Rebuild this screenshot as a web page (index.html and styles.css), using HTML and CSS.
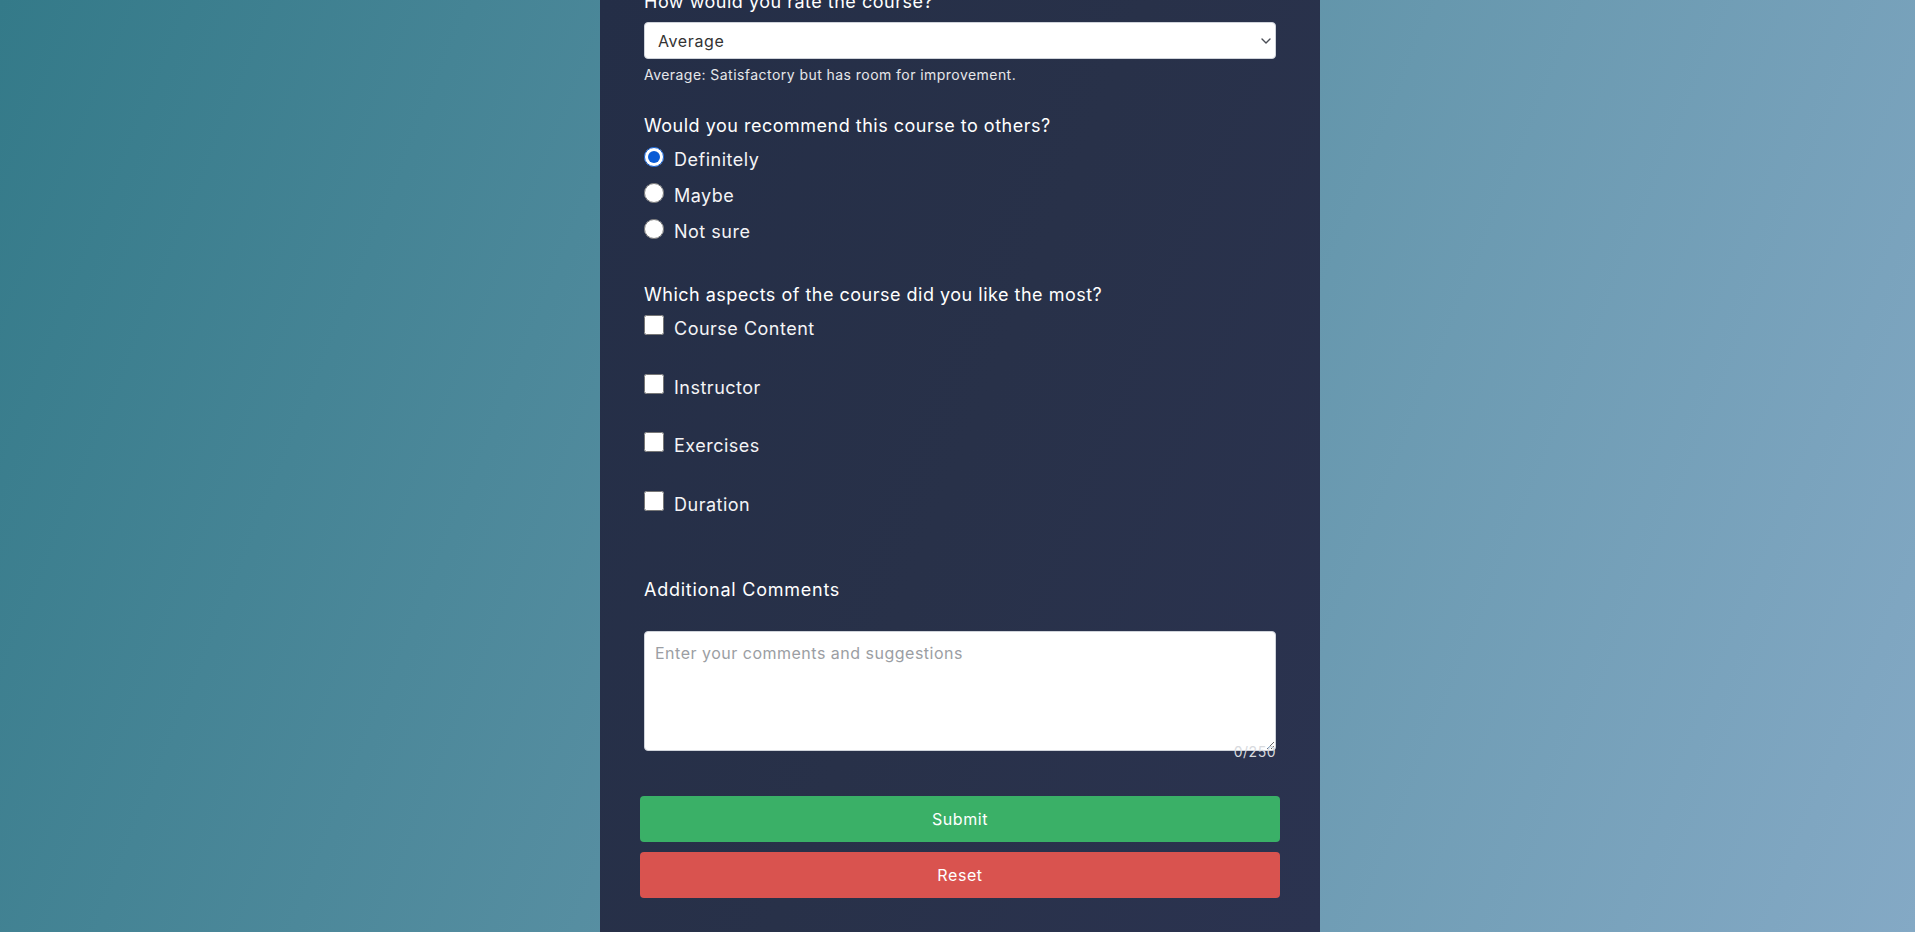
FILE: index.html
```html
<!DOCTYPE html>
<html lang="en">
<head>
<meta charset="utf-8">
<title>Course Feedback</title>
<link rel="stylesheet" href="styles.css">
</head>
<body>
<div class="page">
  <main class="panel">
    <form class="survey">
      <div class="group group-rating">
        <label class="q" for="rating">How would you rate the course?</label>
        <div class="select-wrap">
          <select id="rating" class="select">
            <option>Excellent</option>
            <option>Good</option>
            <option selected>Average</option>
            <option>Poor</option>
          </select>
          <svg class="chevron" width="10" height="6" viewBox="0 0 10 6" aria-hidden="true"><path d="M1 1l4 4 4-4" fill="none" stroke="#4a4d55" stroke-width="1.4" stroke-linecap="round" stroke-linejoin="round"/></svg>
        </div>
        <p class="hint">Average: Satisfactory but has room for improvement.</p>
      </div>

      <div class="group group-recommend">
        <p class="q">Would you recommend this course to others?</p>
        <div class="radio-list">
          <label class="opt"><input class="radio" type="radio" name="recommend" checked><span>Definitely</span></label>
          <label class="opt"><input class="radio" type="radio" name="recommend"><span>Maybe</span></label>
          <label class="opt"><input class="radio" type="radio" name="recommend"><span>Not sure</span></label>
        </div>
      </div>

      <div class="group group-aspects">
        <p class="q">Which aspects of the course did you like the most?</p>
        <div class="check-list">
          <label class="opt"><input class="check" type="checkbox"><span>Course Content</span></label>
          <label class="opt"><input class="check" type="checkbox"><span>Instructor</span></label>
          <label class="opt"><input class="check" type="checkbox"><span>Exercises</span></label>
          <label class="opt"><input class="check" type="checkbox"><span>Duration</span></label>
        </div>
      </div>

      <div class="group group-comments">
        <label class="q q-comments" for="comments">Additional Comments</label>
        <textarea id="comments" class="comments" placeholder="Enter your comments and suggestions"></textarea>
        <div class="counter">0/250</div>
      </div>

      <div class="actions">
        <button type="submit" class="btn btn-submit">Submit</button>
        <button type="reset" class="btn btn-reset">Reset</button>
      </div>
    </form>
  </main>
</div>
</body>
</html>
```

FILE: styles.css
```css
html, body {
  margin: 0;
  height: 100%;
}

body {
  font-family: Inter, "Noto Sans", "DejaVu Sans", sans-serif;
  color: #f4f4f6;
  letter-spacing: 0.5px;
}

.page {
  height: 100vh;
  overflow: hidden;
  display: flex;
  justify-content: center;
  padding-left: 5px;
  box-sizing: border-box;
  background: linear-gradient(112deg, #347a89 0%, #5d92a6 50%, #84a9c5 100%);
}

.panel {
  width: 720px;
  flex: none;
  box-sizing: border-box;
  padding: 0 40px 40px;
  background: linear-gradient(112deg, #242e47 0%, #283149 50%, #2b3350 100%);
}

.survey {
  margin-top: -12px;
}

.group {
  padding: 0 4px;
}

.q {
  display: block;
  margin: 0 0 7px;
  font-size: 18px;
  line-height: 27px;
  color: #ffffff;
}

.group-rating .q {
  margin-bottom: 7px;
}

.select-wrap {
  position: relative;
}

.select {
  display: block;
  width: 100%;
  height: 37px;
  margin: 0;
  padding: 0 12px 0 13px;
  box-sizing: border-box;
  border: 1px solid #cfd3da;
  border-radius: 4px;
  background: #ffffff;
  color: #333333;
  font-family: inherit;
  font-size: 16px;
  letter-spacing: 0.6px;
  appearance: none;
  -webkit-appearance: none;
}

.chevron {
  position: absolute;
  right: 5px;
  top: 16px;
  pointer-events: none;
}

.hint {
  margin: 5px 0 0;
  font-size: 14px;
  line-height: 21px;
  letter-spacing: 0.45px;
  color: #e6e7ea;
}

.group-recommend {
  margin-top: 27px;
}

.radio-list {
  display: flex;
  flex-direction: column;
  gap: 9px;
}

.check-list {
  display: flex;
  flex-direction: column;
  gap: 31.5px;
}

.opt {
  display: flex;
  align-items: flex-start;
  gap: 10px;
  font-size: 18px;
  line-height: 27px;
  color: #f4f4f6;
}

.radio {
  width: 20px;
  height: 20px;
  margin: 1px 0 0;
  flex: none;
  accent-color: #0b5cd5;
}

.check {
  width: 20px;
  height: 20px;
  margin: 0;
  flex: none;
}

.group-aspects {
  margin-top: 36px;
}

.group-comments {
  margin-top: 58px;
}

.q-comments {
  margin-bottom: 28px;
  letter-spacing: 0.75px;
}

.comments {
  display: block;
  width: 100%;
  height: 120px;
  margin: 0;
  padding: 10px;
  box-sizing: border-box;
  border: 1px solid #cfd3da;
  border-radius: 4px;
  background: #ffffff;
  color: #333333;
  font-family: inherit;
  font-size: 16px;
  line-height: 22px;
  letter-spacing: 0.5px;
}

.comments::placeholder {
  color: #9b9ea3;
}

.counter {
  margin-top: -10px;
  text-align: right;
  font-size: 14px;
  line-height: 21px;
  color: #d8dade;
}

.actions {
  display: flex;
  flex-direction: column;
  gap: 10px;
  margin-top: 34px;
}

.btn {
  display: block;
  width: 100%;
  height: 46px;
  border: none;
  border-radius: 4px;
  color: #ffffff;
  font-family: inherit;
  font-size: 16px;
  letter-spacing: 0.6px;
  cursor: pointer;
}

.btn-submit {
  background: #3ab067;
}

.btn-reset {
  background: #d9534f;
}
```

___

» **Exercise brief**: Copy the data word for word. Pictures do not go in the copy.

» **Expected answer**:
Rebuild this screenshot as a web page (index.html and styles.css), using HTML and CSS.
FILE: index.html
```html
<!DOCTYPE html>
<html lang="en">
<head>
<meta charset="utf-8">
<title>Course Feedback</title>
<link rel="stylesheet" href="styles.css">
</head>
<body>
<div class="page">
  <main class="panel">
    <form class="survey">
      <div class="group group-rating">
        <label class="q" for="rating">How would you rate the course?</label>
        <div class="select-wrap">
          <select id="rating" class="select">
            <option>Excellent</option>
            <option>Good</option>
            <option selected>Average</option>
            <option>Poor</option>
          </select>
          <svg class="chevron" width="10" height="6" viewBox="0 0 10 6" aria-hidden="true"><path d="M1 1l4 4 4-4" fill="none" stroke="#4a4d55" stroke-width="1.4" stroke-linecap="round" stroke-linejoin="round"/></svg>
        </div>
        <p class="hint">Average: Satisfactory but has room for improvement.</p>
      </div>

      <div class="group group-recommend">
        <p class="q">Would you recommend this course to others?</p>
        <div class="radio-list">
          <label class="opt"><input class="radio" type="radio" name="recommend" checked><span>Definitely</span></label>
          <label class="opt"><input class="radio" type="radio" name="recommend"><span>Maybe</span></label>
          <label class="opt"><input class="radio" type="radio" name="recommend"><span>Not sure</span></label>
        </div>
      </div>

      <div class="group group-aspects">
        <p class="q">Which aspects of the course did you like the most?</p>
        <div class="check-list">
          <label class="opt"><input class="check" type="checkbox"><span>Course Content</span></label>
          <label class="opt"><input class="check" type="checkbox"><span>Instructor</span></label>
          <label class="opt"><input class="check" type="checkbox"><span>Exercises</span></label>
          <label class="opt"><input class="check" type="checkbox"><span>Duration</span></label>
        </div>
      </div>

      <div class="group group-comments">
        <label class="q q-comments" for="comments">Additional Comments</label>
        <textarea id="comments" class="comments" placeholder="Enter your comments and suggestions"></textarea>
        <div class="counter">0/250</div>
      </div>

      <div class="actions">
        <button type="submit" class="btn btn-submit">Submit</button>
        <button type="reset" class="btn btn-reset">Reset</button>
      </div>
    </form>
  </main>
</div>
</body>
</html>
```

FILE: styles.css
```css
html, body {
  margin: 0;
  height: 100%;
}

body {
  font-family: Inter, "Noto Sans", "DejaVu Sans", sans-serif;
  color: #f4f4f6;
  letter-spacing: 0.5px;
}

.page {
  height: 100vh;
  overflow: hidden;
  display: flex;
  justify-content: center;
  padding-left: 5px;
  box-sizing: border-box;
  background: linear-gradient(112deg, #347a89 0%, #5d92a6 50%, #84a9c5 100%);
}

.panel {
  width: 720px;
  flex: none;
  box-sizing: border-box;
  padding: 0 40px 40px;
  background: linear-gradient(112deg, #242e47 0%, #283149 50%, #2b3350 100%);
}

.survey {
  margin-top: -12px;
}

.group {
  padding: 0 4px;
}

.q {
  display: block;
  margin: 0 0 7px;
  font-size: 18px;
  line-height: 27px;
  color: #ffffff;
}

.group-rating .q {
  margin-bottom: 7px;
}

.select-wrap {
  position: relative;
}

.select {
  display: block;
  width: 100%;
  height: 37px;
  margin: 0;
  padding: 0 12px 0 13px;
  box-sizing: border-box;
  border: 1px solid #cfd3da;
  border-radius: 4px;
  background: #ffffff;
  color: #333333;
  font-family: inherit;
  font-size: 16px;
  letter-spacing: 0.6px;
  appearance: none;
  -webkit-appearance: none;
}

.chevron {
  position: absolute;
  right: 5px;
  top: 16px;
  pointer-events: none;
}

.hint {
  margin: 5px 0 0;
  font-size: 14px;
  line-height: 21px;
  letter-spacing: 0.45px;
  color: #e6e7ea;
}

.group-recommend {
  margin-top: 27px;
}

.radio-list {
  display: flex;
  flex-direction: column;
  gap: 9px;
}

.check-list {
  display: flex;
  flex-direction: column;
  gap: 31.5px;
}

.opt {
  display: flex;
  align-items: flex-start;
  gap: 10px;
  font-size: 18px;
  line-height: 27px;
  color: #f4f4f6;
}

.radio {
  width: 20px;
  height: 20px;
  margin: 1px 0 0;
  flex: none;
  accent-color: #0b5cd5;
}

.check {
  width: 20px;
  height: 20px;
  margin: 0;
  flex: none;
}

.group-aspects {
  margin-top: 36px;
}

.group-comments {
  margin-top: 58px;
}

.q-comments {
  margin-bottom: 28px;
  letter-spacing: 0.75px;
}

.comments {
  display: block;
  width: 100%;
  height: 120px;
  margin: 0;
  padding: 10px;
  box-sizing: border-box;
  border: 1px solid #cfd3da;
  border-radius: 4px;
  background: #ffffff;
  color: #333333;
  font-family: inherit;
  font-size: 16px;
  line-height: 22px;
  letter-spacing: 0.5px;
}

.comments::placeholder {
  color: #9b9ea3;
}

.counter {
  margin-top: -10px;
  text-align: right;
  font-size: 14px;
  line-height: 21px;
  color: #d8dade;
}

.actions {
  display: flex;
  flex-direction: column;
  gap: 10px;
  margin-top: 34px;
}

.btn {
  display: block;
  width: 100%;
  height: 46px;
  border: none;
  border-radius: 4px;
  color: #ffffff;
  font-family: inherit;
  font-size: 16px;
  letter-spacing: 0.6px;
  cursor: pointer;
}

.btn-submit {
  background: #3ab067;
}

.btn-reset {
  background: #d9534f;
}
```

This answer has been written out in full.